-- begin --

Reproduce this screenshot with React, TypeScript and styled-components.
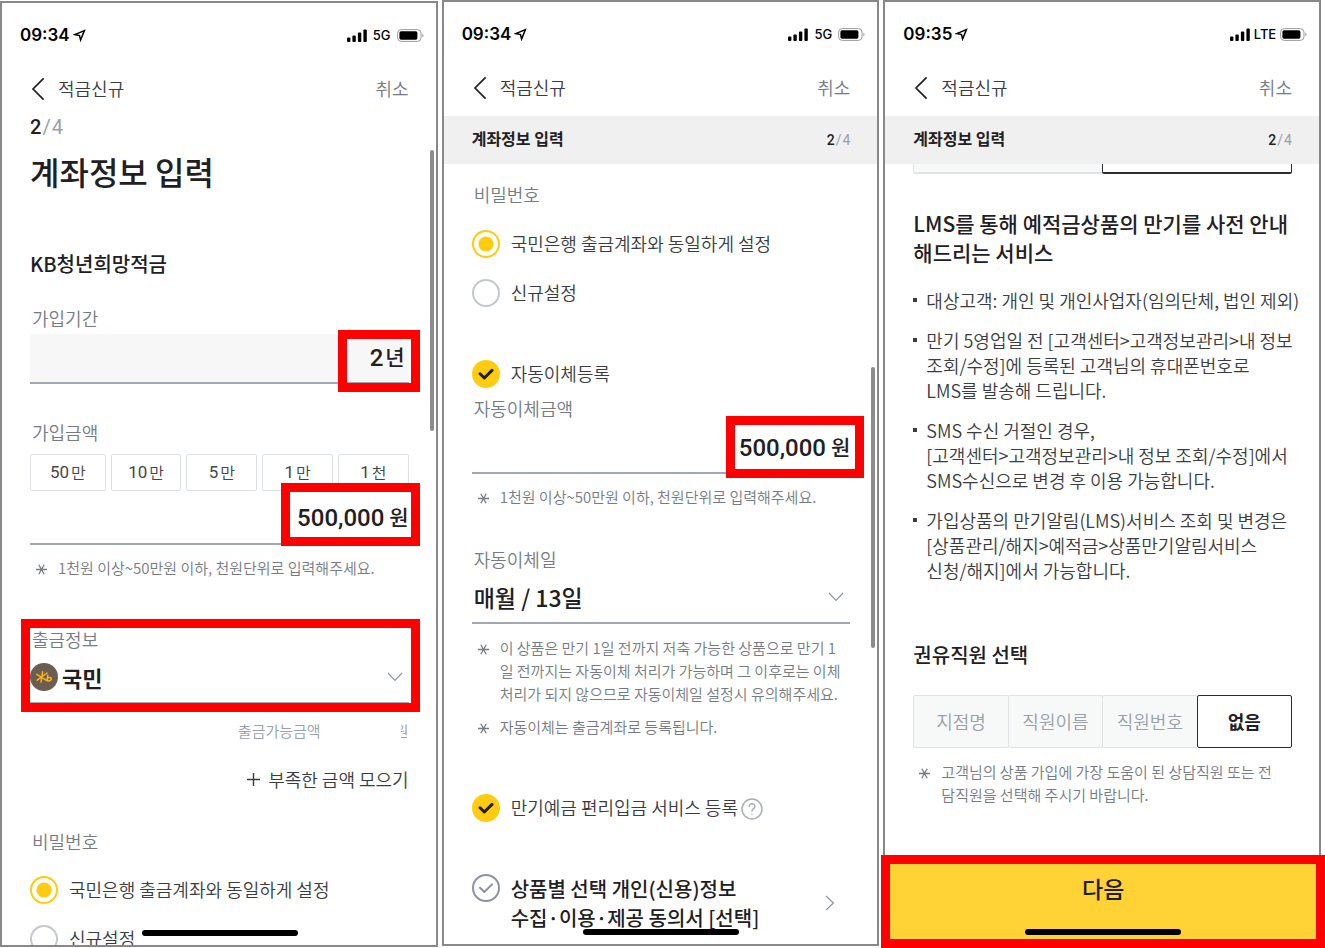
import React from 'react';
import styled, { createGlobalStyle, css } from 'styled-components';

const KR = `"Noto Sans CJK KR", "Noto Sans", sans-serif`;
const NUM = `Roboto, "Noto Sans CJK KR", sans-serif`;

const ink = '#1f2024';
const body = '#3a3c42';
const label = '#757b85';
const faint = '#98a0ab';
const rule = '#a2a7b4';
const red = '#ff0000';

const GlobalStyle = createGlobalStyle`
  * { box-sizing: border-box; }
  html, body { margin: 0; background: #fff; }
  body { font-family: ${KR}; color: ${ink}; overflow: hidden; }
  button, input, select { font: inherit; color: inherit; margin: 0; padding: 0; border: 0; background: none; }
  h1, h2, p, ul, fieldset { margin: 0; padding: 0; border: 0; min-width: 0; }
  ul { list-style: none; }
`;

const Page = styled.main`
  display: grid;
  grid-template-columns: repeat(3, minmax(0, 1fr));
  gap: 4px;
  padding-right: 4px;
  height: 100vh;
`;

const Phone = styled.section<{ $lowered?: boolean }>`
  position: relative;
  height: calc(100vh - 2px);
  margin-top: ${(p) => (p.$lowered ? 1 : 0)}px;
  border: 2px solid #888;
`;

const Screen = styled.div`
  height: 100%;
  overflow: hidden;
  display: flex;
  flex-direction: column;
`;

const Status = styled.div`
  flex: none;
  height: 64px;
  padding: 0 12px 0 18px;
  display: flex;
  align-items: center;
  gap: 3px;
  font-family: Inter, sans-serif;
  color: #000;
`;

const Clock = styled.span`
  font-size: 17px;
  font-weight: 600;
`;

const Signals = styled.div`
  margin-left: auto;
  display: flex;
  align-items: center;
`;

const Network = styled.span`
  width: 30px;
  text-align: center;
  font-size: 13px;
  font-weight: 500;
`;

const Nav = styled.nav`
  flex: none;
  height: 44px;
  padding: 0 27px 0 28px;
  display: flex;
  align-items: center;
  justify-content: space-between;
  font-size: 18px;
  font-weight: 350;
`;

const NavButton = styled.button<{ $muted?: boolean }>`
  display: flex;
  align-items: center;
  gap: 12px;
  line-height: 24px;
  color: ${(p) => (p.$muted ? label : body)};
  span { padding-bottom: 2px; }
`;

const StickyBar = styled.header`
  flex: none;
  margin-top: 6px;
  height: 48px;
  padding: 0 27px 0 28px;
  display: flex;
  align-items: center;
  justify-content: space-between;
  background: #f0f0f0;
`;

const StickyTitle = styled.h1`
  padding-bottom: 4px;
  font-size: 16px;
  font-weight: 700;
`;

const Step = styled.p<{ $large?: boolean }>`
  font-family: ${NUM};
  font-size: ${(p) => (p.$large ? 20 : 14)}px;
  line-height: 24px;
  color: ${faint};
  display: flex;
  gap: 1px;
  strong { color: ${ink}; font-weight: 500; }
`;

const Content = styled.div<{ $top: number }>`
  flex: 1;
  min-height: 0;
  padding: ${(p) => p.$top}px 27px 0 28px;
  display: flex;
  flex-direction: column;
  > * { flex: none; }
`;

const Title = styled.h1`
  margin-top: 10px;
  font-size: 32px;
  line-height: 44px;
  font-weight: 500;
`;

const Heading = styled.h2<{ $gap?: number; $wide?: boolean }>`
  margin-top: ${(p) => p.$gap ?? 0}px;
  font-size: ${(p) => (p.$wide ? 21 : 20)}px;
  line-height: 29px;
  font-weight: 500;
  white-space: nowrap;
`;

const FieldLabel = styled.label<{ $gap?: number }>`
  display: block;
  margin-top: ${(p) => p.$gap ?? 0}px;
  padding: 0 0 2px 2px;
  font-size: 18px;
  line-height: 22px;
  font-weight: 350;
  color: ${label};
`;

const Field = styled.div<{ $filled?: boolean; $height: number; $gap?: number }>`
  position: relative;
  display: flex;
  align-items: center;
  gap: 5px;
  height: ${(p) => p.$height}px;
  margin-top: ${(p) => p.$gap ?? 0}px;
  border-bottom: 2px solid ${rule};
  ${(p) => p.$filled && css`
    gap: 2px;
    background: #f7f7f7;
    padding: 0 4px 2px 0;
  `}
`;

const NumberInput = styled.input`
  flex: 1;
  min-width: 0;
  width: 100%;
  padding-top: 2px;
  font-family: ${NUM};
  font-size: 24px;
  line-height: 30px;
  font-weight: 500;
  text-align: right;
  outline: none;
`;

const Unit = styled.span`
  padding-bottom: 2px;
  font-size: 21px;
  line-height: 30px;
  font-weight: 500;
`;

const Mark = styled.span<{ $x: number; $right: number; $y: number; $w?: number; $h: number }>`
  position: absolute;
  pointer-events: none;
  border: 9px solid ${red};
  top: ${(p) => p.$y}px;
  right: ${(p) => -p.$right}px;
  height: ${(p) => p.$h}px;
  ${(p) => (p.$w ? `width: ${p.$w}px;` : `left: ${-p.$x}px;`)}
`;

const Chips = styled.div`
  display: grid;
  grid-template-columns: 76fr repeat(4, 71fr);
  gap: 5px;
  margin-top: 9px;
`;

const Chip = styled.button`
  height: 37px;
  padding-bottom: 2px;
  border: 1px solid #dde1e5;
  border-radius: 2px;
  display: flex;
  align-items: center;
  justify-content: center;
  gap: 2px;
  font-family: ${NUM};
  font-size: 17px;
  color: #44464c;
  small { font-family: ${KR}; font-size: 16px; font-weight: 350; }
`;

const Notes = styled.ul<{ $gap: number }>`
  margin-top: ${(p) => p.$gap}px;
  display: flex;
  flex-direction: column;
  gap: 10px;
`;

const NoteItem = styled.li`
  display: flex;
  gap: 11px;
  padding-left: 6px;
  font-size: 15px;
  line-height: 23px;
  font-weight: 350;
  color: ${label};
  white-space: nowrap;
  svg { flex: none; margin-top: 8px; }
`;

const Group = styled.div<{ $gap: number }>`
  position: relative;
  margin-top: ${(p) => p.$gap}px;
`;

const SelectRow = styled.div<{ $height: number }>`
  display: flex;
  align-items: center;
  gap: 4px;
  height: ${(p) => p.$height}px;
  padding-right: 6px;
  border-bottom: 2px solid ${rule};
  svg { flex: none; }
`;

const Select = styled.select<{ $inset?: boolean }>`
  flex: 1;
  min-width: 0;
  appearance: none;
  padding-left: ${(p) => (p.$inset ? 2 : 0)}px;
  font-size: ${(p) => (p.$inset ? 23 : 22)}px;
  line-height: 32px;
  height: 32px;
  font-weight: ${(p) => (p.$inset ? 500 : 700)};
  outline: none;
`;

const Available = styled.p`
  margin-top: 15px;
  display: flex;
  justify-content: flex-end;
  gap: 80px;
  font-size: 15px;
  line-height: 24px;
  font-weight: 350;
  color: ${faint};
`;

const HalfHidden = styled.span`
  width: 8px;
  overflow: hidden;
  display: flex;
  justify-content: flex-end;
`;

const GatherButton = styled.button`
  margin-top: 23px;
  align-self: flex-end;
  display: flex;
  align-items: center;
  gap: 8px;
  font-size: 18px;
  line-height: 26px;
  font-weight: 350;
  color: ${body};
`;

const Options = styled.fieldset<{ $gap: number }>`
  margin-top: ${(p) => p.$gap}px;
  display: flex;
  flex-direction: column;
  gap: 21px;
`;

const Option = styled.label<{ $gap?: number }>`
  display: flex;
  align-items: flex-start;
  gap: 11px;
  margin-top: ${(p) => p.$gap ?? 0}px;
  font-size: 18px;
  line-height: 26px;
  font-weight: 350;
  color: ${body};
  white-space: nowrap;
`;

const Radio = styled.input`
  flex: none;
  appearance: none;
  width: 28px;
  height: 28px;
  border: 2px solid #c3c8ce;
  border-radius: 50%;
  &:checked {
    border-color: #ffcc12;
    background: radial-gradient(circle, #ffcc12 0 7px, transparent 8px);
  }
`;

const CheckWrap = styled.span`
  flex: none;
  display: grid;
  place-items: center;
  width: 28px;
  height: 28px;
  > * { grid-area: 1 / 1; }
  svg { pointer-events: none; stroke: #8b93a0; stroke-width: 2; }
  input:checked + svg { stroke: ${ink}; stroke-width: 3; }
`;

const Check = styled.input`
  appearance: none;
  width: 28px;
  height: 28px;
  border: 2px solid #8b93a0;
  border-radius: 50%;
  &:checked { border-color: #ffcc12; background: #ffcc12; }
`;

const OptionRow = styled.div<{ $gap: number }>`
  display: flex;
  align-items: center;
  gap: 3px;
  margin-top: ${(p) => p.$gap}px;
`;

const HelpButton = styled.button`
  display: flex;
  margin-top: 2px;
`;

const Consent = styled.div`
  margin-top: 52px;
  display: flex;
  align-items: center;
  justify-content: space-between;
  padding-right: 15px;
`;

const ConsentLabel = styled.label`
  display: flex;
  align-items: flex-start;
  gap: 11px;
  font-size: 20px;
  line-height: 29px;
  font-weight: 500;
  white-space: nowrap;
`;

const IconButton = styled.button`
  display: flex;
`;

const Segments = styled.div<{ $gap?: number }>`
  display: flex;
  margin-top: ${(p) => p.$gap ?? 0}px;
`;

const Segment = styled.button<{ $on?: boolean; $cut?: boolean }>`
  flex: 1 1 0;
  height: ${(p) => (p.$cut ? 10 : 53)}px;
  padding-bottom: 2px;
  border: 1px solid ${(p) => (p.$on ? '#2b2d33' : '#dfe3e6')};
  ${(p) => p.$cut && 'border-top: 0; border-bottom-width: 2px;'}
  background: ${(p) => (p.$on ? '#fff' : '#f7f9f9')};
  border-radius: ${(p) => (p.$cut ? '0 0 2px 2px' : '2px')};
  font-size: 18px;
  font-weight: ${(p) => (p.$on ? 700 : 350)};
  color: ${(p) => (p.$on ? ink : faint)};
  & + & { margin-left: -1px; }
`;

const Bullets = styled.ul`
  margin-top: 21px;
  display: flex;
  flex-direction: column;
  gap: 15px;
`;

const Bullet = styled.li`
  display: flex;
  gap: 9px;
  font-size: 18px;
  line-height: 25px;
  font-weight: 350;
  color: ${body};
  white-space: nowrap;
  &::before {
    content: '';
    flex: none;
    width: 4px;
    height: 4px;
    margin-top: 10px;
    background: ${body};
  }
`;

const ScrollThumb = styled.span<{ $y: number }>`
  position: absolute;
  top: ${(p) => p.$y}px;
  right: 2px;
  width: 4px;
  height: 281px;
  border-radius: 2px;
  background: #8c8c8c;
`;

const HomeBar = styled.span`
  position: absolute;
  left: 50%;
  bottom: 9px;
  width: 156px;
  height: 6px;
  margin-left: -77px;
  border-radius: 3px;
  background: #000;
`;

const NextButton = styled.button`
  position: absolute;
  left: -4px;
  right: -6px;
  bottom: -4px;
  height: 93px;
  border: 9px solid ${red};
  padding-bottom: 28px;
  background: #ffd236;
  font-size: 23px;
  line-height: 30px;
  font-weight: 500;
`;

const StatusBar = ({ time, network }: { time: string; network: string }) => (
  <Status>
    <Clock>{time}</Clock>
    <svg width="13" height="14" viewBox="0 0 13 14" fill="none" stroke="#000" strokeWidth="1.5" strokeLinejoin="miter">
      <path d="M1.8 6.6 11.4 2.6 7.6 12 6.5 7.6Z" />
    </svg>
    <Signals>
      <svg width="20" height="13" viewBox="0 0 20 13">
        <rect x="0" y="8.5" width="3.4" height="4.5" rx="1" />
        <rect x="5.4" y="6.5" width="3.4" height="6.5" rx="1" />
        <rect x="10.9" y="3.5" width="3.4" height="9.5" rx="1" />
        <rect x="16.4" y="0.5" width="3.4" height="12.5" rx="1" />
      </svg>
      <Network>{network}</Network>
      <svg width="27" height="13" viewBox="0 0 27 13">
        <rect x="0.6" y="0.6" width="23.4" height="11.8" rx="3.6" fill="none" stroke="#9b9b9b" />
        <rect x="2.4" y="2.3" width="18" height="8.4" rx="1.6" />
        <path d="M25.4 4.6c1.5.7 1.5 3.1 0 3.8z" fill="#9b9b9b" />
      </svg>
    </Signals>
  </Status>
);

const TopNav = () => (
  <Nav>
    <NavButton type="button">
      <svg width="16" height="24" viewBox="0 0 16 24" fill="none" stroke={ink} strokeWidth="1.7">
        <path d="M13.6 1.4 3 12l10.6 10.6" />
      </svg>
      <span>적금신규</span>
    </NavButton>
    <NavButton type="button" $muted><span>취소</span></NavButton>
  </Nav>
);

const Sticky = () => (
  <StickyBar>
    <StickyTitle>계좌정보 입력</StickyTitle>
    <Step><strong>2</strong><span>/</span><span>4</span></Step>
  </StickyBar>
);

const Note = ({ children }: { children: React.ReactNode }) => (
  <NoteItem>
    <svg width="11" height="11" viewBox="0 0 11 11" fill="none" stroke={label} strokeWidth="1.3">
      <path d="M0 5.5h11M2.8 .8l5.4 9.4M8.2 .8 2.8 10.2" />
    </svg>
    <span>{children}</span>
  </NoteItem>
);

const ChevronDown = () => (
  <svg width="16" height="10" viewBox="0 0 16 10" fill="none" stroke="#8f96a3" strokeWidth="1.2">
    <path d="M1 1l7 7.4L15 1" />
  </svg>
);

const Tick = ({ id, checked }: { id: string; checked?: boolean }) => (
  <CheckWrap>
    <Check type="checkbox" id={id} defaultChecked={checked} />
    <svg width="16" height="12" viewBox="0 0 16 12" fill="none" strokeLinecap="round" strokeLinejoin="round">
      <path d="M2 5.8 6.3 10 14 2.4" />
    </svg>
  </CheckWrap>
);

const PasswordOptions = ({ name, gap }: { name: string; gap: number }) => (
  <Options $gap={gap}>
    <Option>
      <Radio type="radio" name={name} defaultChecked />
      국민은행 출금계좌와 동일하게 설정
    </Option>
    <Option>
      <Radio type="radio" name={name} />
      신규설정
    </Option>
  </Options>
);

const amounts: [string, string][] = [['50', '만'], ['10', '만'], ['5', '만'], ['1', '만'], ['1', '천']];

const AccountScreen = () => (
  <Phone $lowered>
    <Screen>
      <StatusBar time="09:34" network="5G" />
      <TopNav />
      <Content $top={4}>
        <Step $large><strong>2</strong><span>/</span><span>4</span></Step>
        <Title>계좌정보 입력</Title>
        <Heading $gap={56}>KB청년희망적금</Heading>
        <FieldLabel htmlFor="period" $gap={29}>가입기간</FieldLabel>
        <Field $filled $height={50} $gap={3}>
          <NumberInput id="period" defaultValue="2" />
          <Unit>년</Unit>
          <Mark $x={0} $right={11} $y={-4} $w={82} $h={62} />
        </Field>
        <FieldLabel htmlFor="amount" $gap={37}>가입금액</FieldLabel>
        <Chips>
          {amounts.map(([n, u]) => (
            <Chip type="button" key={n + u}>{n}<small>{u}</small></Chip>
          ))}
        </Chips>
        <Field $height={54}>
          <NumberInput id="amount" defaultValue="500,000" />
          <Unit>원</Unit>
          <Mark $x={0} $right={11} $y={-8} $w={139} $h={63} />
        </Field>
        <Notes $gap={11}>
          <Note>1천원 이상~50만원 이하, 천원단위로 입력해주세요.</Note>
        </Notes>
        <Group $gap={49}>
          <FieldLabel htmlFor="bank">출금정보</FieldLabel>
          <SelectRow $height={52}>
            <svg width="28" height="28" viewBox="0 0 28 28" fill="none" stroke="#fbb615" strokeWidth="1.5" strokeLinecap="round">
              <circle cx="14" cy="14" r="14" fill="#6b5e50" stroke="none" />
              <path d="M12.6 8.8 11 19M6.8 11.4l10.4 6.4M17 10 7.2 17.2M17.8 12.2l-.8 5.6M17.2 15.4c1.6-1.4 4.4-1.2 4 .8-.4 1.8-2.8 2-4.2 1.4" />
            </svg>
            <Select id="bank" defaultValue="국민"><option>국민</option></Select>
            <ChevronDown />
          </SelectRow>
          <Mark $x={9} $right={11} $y={-9} $h={93} />
        </Group>
        <Available>
          <span>출금가능금액</span>
          <HalfHidden>원</HalfHidden>
        </Available>
        <GatherButton type="button">
          <svg width="13" height="13" viewBox="0 0 13 13" stroke={body} strokeWidth="1.4">
            <path d="M0 6.5h13M6.5 0v13" />
          </svg>
          부족한 금액 모으기
        </GatherButton>
        <FieldLabel as="p" $gap={38}>비밀번호</FieldLabel>
        <PasswordOptions name="pw-account" gap={22} />
      </Content>
    </Screen>
    <ScrollThumb $y={147} />
    <HomeBar />
  </Phone>
);

const TransferScreen = () => (
  <Phone>
    <Screen>
      <StatusBar time="09:34" network="5G" />
      <TopNav />
      <Sticky />
      <Content $top={19}>
        <FieldLabel as="p">비밀번호</FieldLabel>
        <PasswordOptions name="pw-transfer" gap={23} />
        <Option $gap={53}>
          <Tick id="auto" checked />
          자동이체등록
        </Option>
        <FieldLabel htmlFor="auto-amount" $gap={9}>자동이체금액</FieldLabel>
        <Field $height={53}>
          <NumberInput id="auto-amount" defaultValue="500,000" />
          <Unit>원</Unit>
          <Mark $x={0} $right={14} $y={-5} $w={138} $h={62} />
        </Field>
        <Notes $gap={11}>
          <Note>1천원 이상~50만원 이하, 천원단위로 입력해주세요.</Note>
        </Notes>
        <FieldLabel htmlFor="day" $gap={40}>자동이체일</FieldLabel>
        <SelectRow $height={52}>
          <Select id="day" $inset defaultValue="매월 / 13일"><option>매월 / 13일</option></Select>
          <ChevronDown />
        </SelectRow>
        <Notes $gap={12}>
          <Note>이 상품은 만기 1일 전까지 저축 가능한 상품으로 만기 1<br />일 전까지는 자동이체 처리가 가능하며 그 이후로는 이체<br />처리가 되지 않으므로 자동이체일 설정시 유의해주세요.</Note>
          <Note>자동이체는 출금계좌로 등록됩니다.</Note>
        </Notes>
        <OptionRow $gap={56}>
          <Option>
            <Tick id="maturity" checked />
            만기예금 편리입금 서비스 등록
          </Option>
          <HelpButton type="button" aria-label="도움말">
            <svg width="22" height="22" viewBox="0 0 22 22" fill="none" stroke="#a9afb8" strokeWidth="1.5" strokeLinecap="round">
              <circle cx="11" cy="11" r="10" />
              <path d="M8.2 8.6c0-3.8 5.7-3.8 5.7-.2 0 2.2-2.9 2.1-2.9 4.5M11 15.9v.2" />
            </svg>
          </HelpButton>
        </OptionRow>
        <Consent>
          <ConsentLabel>
            <Tick id="consent" />
            <span>상품별 선택 개인(신용)정보<br />수집·이용·제공 동의서 [선택]</span>
          </ConsentLabel>
          <IconButton type="button" aria-label="상세 보기">
            <svg width="10" height="16" viewBox="0 0 10 16" fill="none" stroke="#8f96a3" strokeWidth="1.2">
              <path d="M1 1l7.4 7L1 15" />
            </svg>
          </IconButton>
        </Consent>
      </Content>
    </Screen>
    <ScrollThumb $y={365} />
    <HomeBar />
  </Phone>
);

const ServiceScreen = () => (
  <Phone>
    <Screen>
      <StatusBar time="09:35" network="LTE" />
      <TopNav />
      <Sticky />
      <Content $top={0}>
        <Segments>
          <Segment type="button" $cut aria-label="신청" />
          <Segment type="button" $cut $on aria-label="미신청" />
        </Segments>
        <Heading $gap={35} $wide>LMS를 통해 예적금상품의 만기를 사전 안내<br />해드리는 서비스</Heading>
        <Bullets>
          <Bullet>대상고객: 개인 및 개인사업자(임의단체, 법인 제외)</Bullet>
          <Bullet>만기 5영업일 전 [고객센터&gt;고객정보관리&gt;내 정보<br />조회/수정]에 등록된 고객님의 휴대폰번호로<br />LMS를 발송해 드립니다.</Bullet>
          <Bullet>SMS 수신 거절인 경우,<br />[고객센터&gt;고객정보관리&gt;내 정보 조회/수정]에서<br />SMS수신으로 변경 후 이용 가능합니다.</Bullet>
          <Bullet>가입상품의 만기알림(LMS)서비스 조회 및 변경은<br />[상품관리/해지&gt;예적금&gt;상품만기알림서비스<br />신청/해지]에서 가능합니다.</Bullet>
        </Bullets>
        <Heading $gap={57}>권유직원 선택</Heading>
        <Segments $gap={26}>
          <Segment type="button">지점명</Segment>
          <Segment type="button">직원이름</Segment>
          <Segment type="button">직원번호</Segment>
          <Segment type="button" $on>없음</Segment>
        </Segments>
        <Notes $gap={12}>
          <Note>고객님의 상품 가입에 가장 도움이 된 상담직원 또는 전<br />담직원을 선택해 주시기 바랍니다.</Note>
        </Notes>
      </Content>
    </Screen>
    <NextButton type="button">다음</NextButton>
    <HomeBar />
  </Phone>
);

export default function App() {
  return (
    <>
      <GlobalStyle />
      <Page>
        <AccountScreen />
        <TransferScreen />
        <ServiceScreen />
      </Page>
    </>
  );
}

-- end --

> [What is needed]
Answer with one number only: how many lines above contain the word "components".

> [Correct result]
2